The production was produced by Television New Zealand's Natural History Unit, under the leadership of Michael Stedman, who had returned to Dunedin from Australia in 1987 to steer the unit. The unit was then best known for its popular Wild South series of nature documentaries. Stedman would later initiate the unit's sale to Fox Studios and guide it's rebirth as NHNZ (Natural History New Zealand); NHNZ is now delivering factual television (mainly focused on the natural world) to networks like Discovery Channel and National Geographic.
Directed and produced by long-time NHNZ collaborator Peter Hayden, Moa's Ark makes full use of Bellamy's infectious zeal. Bellamy was well-known in New Zealand for his "old man's beard must go!" public service advertisements, and various scenes see him gamely diving into rivers, hanging from and hugging trees, spelunking into caves, gallomping over live volcanoes, buried under lava, loafing in hot pools ... even competing in the Coast To Coast adventure race.
Moa's Ark was on the cusp of a change of styles in nature documentary shooting. When it was screened in 1990 on TV One, documentary fatigue was setting in; certainly from programmers and advertisers, and perhaps from a younger generation of audience members looking for alternatives to classic Our World style observational shooting. Discovery Channel (formed in 1985) was in its ascendency, with new programming, like Shark Week (which first aired in 1987) and extreme contests between charismatic kings of the jungle, skies or oceans, proving hugely popular.
Moa's Ark mixes an old school Attenborough-like style (presenter delivered information) with a more contemporary tone (fast-paced and informal) pitched at a popular audience. For example, animated graphic elements, or Bellamy cheerfully delivering sometimes light-hearted pieces to camera dressed up as Robin Hood, Indiana Jones, or impersonating a volcanic eruption; or Bellamy describing NZ's unique mountain buttercups as botany's "apres-ski set".
Sadly, for new generations of New Zealand audiences, and particularly for the birds and bush unique to here, Moa's Ark was arguably the last time that that a series dedicated to our flora and fauna was deemed (and funded) to be mainstream broadcast material.

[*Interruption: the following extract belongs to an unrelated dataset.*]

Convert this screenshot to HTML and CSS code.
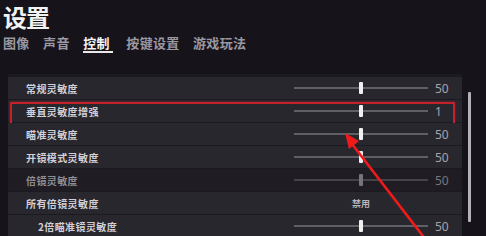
FILE: index.html
```html
<!DOCTYPE html>
<html>
  <head>
    <meta name="viewport" content="width=device-width, initial-scale=1.0" />
    <link rel="stylesheet" href="styles.css">
  </head>
  <body>
    <h1 class="title">设置</h1>
    <nav class="tabs">
      <span class="tab">图像</span>
      <span class="tab">声音</span>
      <span class="tab active">控制</span>
      <span class="tab">按键设置</span>
      <span class="tab">游戏玩法</span>
    </nav>

    <div class="content">
      <div class="panel">
        <div class="row">
          <span class="label">常规灵敏度</span>
          <div class="slider"><span class="thumb"></span></div>
          <span class="value">50</span>
        </div>
        <div class="row marked">
          <span class="label">垂直灵敏度增强</span>
          <div class="slider"><span class="thumb"></span></div>
          <span class="value">1</span>
        </div>
        <div class="row">
          <span class="label">瞄准灵敏度</span>
          <div class="slider"><span class="thumb"></span></div>
          <span class="value">50</span>
        </div>
        <div class="row">
          <span class="label">开镜模式灵敏度</span>
          <div class="slider"><span class="thumb"></span></div>
          <span class="value">50</span>
        </div>
        <div class="row disabled">
          <span class="label">倍镜灵敏度</span>
          <div class="slider"><span class="thumb"></span></div>
          <span class="value">50</span>
        </div>
        <div class="row">
          <span class="label">所有倍镜灵敏度</span>
          <span class="option">禁用</span>
          <span class="value"></span>
        </div>
        <div class="row sub">
          <span class="label">2倍瞄准镜灵敏度</span>
          <div class="slider"><span class="thumb"></span></div>
          <span class="value">50</span>
        </div>
      </div>
      <div class="scrollbar"></div>
    </div>

    <!-- annotation arrow -->
    <svg class="arrow" width="486" height="236" viewBox="0 0 486 236">
      <line x1="426" y1="240" x2="352" y2="144" stroke="#f11a1a" stroke-width="2.6" />
      <polygon points="345,133 359,141 349,149" fill="#f11a1a" />
    </svg>
  </body>
</html>
```

FILE: styles.css
```css
body {
  margin: 0;
  width: 486px;
  height: 236px;
  overflow: hidden;
  background: #17131b;
  font-family: "Noto Sans CJK SC", "Noto Sans", sans-serif;
  color: #d0ced4;
  position: relative;
}
.title {
  margin: 0;
  padding: 3px 0 0 3px;
  font-size: 24px;
  line-height: 28px;
  font-weight: bold;
  color: #f2f2f2;
  letter-spacing: -1px;
}
.tabs {
  display: flex;
  gap: 13.5px;
  padding: 3px 0 0 3px;
  height: 22px;
}
.tab {
  font-size: 13px;
  line-height: 18px;
  font-weight: bold;
  color: #9a98a0;
  letter-spacing: 0.3px;
}
.tab.active {
  color: #f4f4f4;
  border-bottom: 2px solid #e8e8e8;
  height: 17px;
  padding-right: 3px;
}
.content {
  display: flex;
  margin-top: 18px;
}
.panel {
  margin-left: 8px;
  width: 454px;
  padding-top: 3px;
  background: #1c1a21;
  display: flex;
  flex-direction: column;
  gap: 1px;
}
.row {
  display: grid;
  grid-template-columns: 1fr 134px 27px;
  column-gap: 7px;
  align-items: center;
  height: 22px;
  padding-left: 18px;
  background: #29272e;
  position: relative;
}
.row.disabled {
  background: #1f1d23;
}
.row.sub {
  padding-left: 30px;
}
.label {
  font-size: 10px;
  font-weight: bold;
  color: #d2d0d6;
  letter-spacing: 0.4px;
}
.row.disabled .label {
  color: #8f8d94;
}
.slider {
  height: 2px;
  background: #605e66;
  position: relative;
}
.thumb {
  position: absolute;
  left: 65px;
  top: -5px;
  width: 4px;
  height: 12px;
  border-radius: 1px;
  background: #efefef;
}
.row.disabled .thumb {
  background: #77757c;
}
.row.disabled .slider {
  background: #45434a;
}
.value {
  font-family: "Noto Sans", sans-serif;
  font-size: 12px;
  color: #a6a4ab;
}
.row.disabled .value {
  color: #77757c;
}
.option {
  text-align: center;
  font-size: 9px;
  font-weight: bold;
  color: #b8b6bc;
}
.row.marked::after {
  content: "";
  position: absolute;
  left: 2px;
  right: 7px;
  top: 2px;
  bottom: -3px;
  border: 2px solid #c3212c;
  box-shadow: 0 0 2px rgba(200, 30, 40, 0.6);
}
.scrollbar {
  margin: 18px 0 0 6px;
  width: 3px;
  height: 130px;
  background: #b4b2b8;
  border-radius: 1px;
}
.arrow {
  position: absolute;
  left: 0;
  top: 0;
}
```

For programmers, birds (particularly nocturnal shy flightless ones) just didn't fit the primetime prescription anymore.
Sad, because driven by a charismatic and clearly impassioned personality, Bellamy's Moa's Ark journey does for birds what Marcus Lush's main trunk line trip would later do for trains in Off the Rails: prove that authentic local subject matter (that might have previously been considered ‘unfashionable') could make for quality and high-rating television.

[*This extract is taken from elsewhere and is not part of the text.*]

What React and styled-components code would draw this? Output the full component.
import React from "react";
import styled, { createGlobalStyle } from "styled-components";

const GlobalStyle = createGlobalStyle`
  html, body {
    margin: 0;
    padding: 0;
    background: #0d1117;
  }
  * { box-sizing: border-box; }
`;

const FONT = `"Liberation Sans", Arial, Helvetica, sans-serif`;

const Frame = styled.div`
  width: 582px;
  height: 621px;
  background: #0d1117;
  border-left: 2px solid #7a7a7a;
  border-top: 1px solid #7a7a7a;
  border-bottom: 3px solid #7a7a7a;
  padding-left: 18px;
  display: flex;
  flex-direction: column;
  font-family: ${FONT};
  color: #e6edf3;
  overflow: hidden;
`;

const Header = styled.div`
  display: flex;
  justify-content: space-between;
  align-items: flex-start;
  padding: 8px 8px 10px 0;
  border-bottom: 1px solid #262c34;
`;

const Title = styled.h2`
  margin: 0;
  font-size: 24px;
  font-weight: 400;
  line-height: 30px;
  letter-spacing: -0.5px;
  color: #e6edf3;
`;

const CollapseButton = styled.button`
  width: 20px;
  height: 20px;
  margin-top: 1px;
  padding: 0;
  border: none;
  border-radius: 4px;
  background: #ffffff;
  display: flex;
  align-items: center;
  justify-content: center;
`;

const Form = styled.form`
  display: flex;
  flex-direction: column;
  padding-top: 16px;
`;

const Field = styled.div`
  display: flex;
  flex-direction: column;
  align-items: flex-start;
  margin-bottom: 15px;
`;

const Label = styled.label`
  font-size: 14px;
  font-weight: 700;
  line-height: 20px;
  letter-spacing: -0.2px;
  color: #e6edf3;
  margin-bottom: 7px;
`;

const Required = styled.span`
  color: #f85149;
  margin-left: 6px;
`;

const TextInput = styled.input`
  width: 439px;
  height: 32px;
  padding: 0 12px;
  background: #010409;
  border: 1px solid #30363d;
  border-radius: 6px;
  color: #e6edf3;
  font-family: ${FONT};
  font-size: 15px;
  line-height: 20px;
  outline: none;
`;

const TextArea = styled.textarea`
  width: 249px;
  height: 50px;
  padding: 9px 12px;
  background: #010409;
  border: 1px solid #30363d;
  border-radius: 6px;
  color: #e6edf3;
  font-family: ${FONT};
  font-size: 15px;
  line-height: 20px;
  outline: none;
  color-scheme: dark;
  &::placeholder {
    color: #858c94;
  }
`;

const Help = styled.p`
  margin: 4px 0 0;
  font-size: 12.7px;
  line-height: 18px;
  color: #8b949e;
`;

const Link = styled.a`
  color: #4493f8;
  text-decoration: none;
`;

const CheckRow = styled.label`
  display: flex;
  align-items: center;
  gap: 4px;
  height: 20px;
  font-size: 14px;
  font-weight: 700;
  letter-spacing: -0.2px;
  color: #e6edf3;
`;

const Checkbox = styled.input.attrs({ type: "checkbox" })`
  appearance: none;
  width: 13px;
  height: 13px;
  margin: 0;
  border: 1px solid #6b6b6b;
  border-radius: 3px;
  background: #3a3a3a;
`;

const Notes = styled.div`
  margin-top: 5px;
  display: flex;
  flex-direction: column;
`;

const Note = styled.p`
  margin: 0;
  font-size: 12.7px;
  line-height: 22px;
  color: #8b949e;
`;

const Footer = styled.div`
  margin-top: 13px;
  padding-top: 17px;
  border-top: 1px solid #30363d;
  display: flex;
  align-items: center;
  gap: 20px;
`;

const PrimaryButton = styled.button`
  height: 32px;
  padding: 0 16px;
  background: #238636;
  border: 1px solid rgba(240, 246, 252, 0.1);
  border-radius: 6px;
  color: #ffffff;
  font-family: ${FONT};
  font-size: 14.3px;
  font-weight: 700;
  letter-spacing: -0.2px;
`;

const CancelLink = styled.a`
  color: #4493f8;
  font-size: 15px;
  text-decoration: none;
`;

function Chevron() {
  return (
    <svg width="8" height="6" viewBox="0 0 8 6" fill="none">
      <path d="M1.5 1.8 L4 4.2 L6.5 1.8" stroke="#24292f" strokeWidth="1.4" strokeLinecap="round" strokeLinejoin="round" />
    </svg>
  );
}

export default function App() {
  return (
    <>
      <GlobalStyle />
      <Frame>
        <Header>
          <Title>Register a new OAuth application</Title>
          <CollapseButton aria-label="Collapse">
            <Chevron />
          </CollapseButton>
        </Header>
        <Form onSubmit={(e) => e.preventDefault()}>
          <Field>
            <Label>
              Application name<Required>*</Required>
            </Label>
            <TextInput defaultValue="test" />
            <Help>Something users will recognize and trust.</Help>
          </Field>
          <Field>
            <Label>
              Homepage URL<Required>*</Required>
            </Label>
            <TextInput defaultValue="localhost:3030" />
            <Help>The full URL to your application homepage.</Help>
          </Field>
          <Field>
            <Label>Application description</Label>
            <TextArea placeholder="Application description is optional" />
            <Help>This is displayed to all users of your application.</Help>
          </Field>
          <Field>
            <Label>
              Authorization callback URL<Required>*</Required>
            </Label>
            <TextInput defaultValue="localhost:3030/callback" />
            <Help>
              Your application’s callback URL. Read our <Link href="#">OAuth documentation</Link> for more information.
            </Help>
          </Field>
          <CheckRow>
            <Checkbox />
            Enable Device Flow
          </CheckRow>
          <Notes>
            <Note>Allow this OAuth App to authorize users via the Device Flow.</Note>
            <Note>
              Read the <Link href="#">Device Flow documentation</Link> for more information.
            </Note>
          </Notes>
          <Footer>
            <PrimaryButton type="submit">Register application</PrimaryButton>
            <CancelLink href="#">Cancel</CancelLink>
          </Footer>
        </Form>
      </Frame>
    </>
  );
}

Dunedin-based NHNZ is recognised as a world leader in natural history based factual television production; it's ironic that in the nearly two decades since Moa's Ark most of its product has been commissioned and shown offshore.
For ark inhabitants like the kōkako, being celebrated on our screens might mean the difference between becoming a garden visitor or a zoo curio.
- Paul Stanley Ward is a nature-lover and scriptwriter; he was also Founding Editor of NZ On Screen.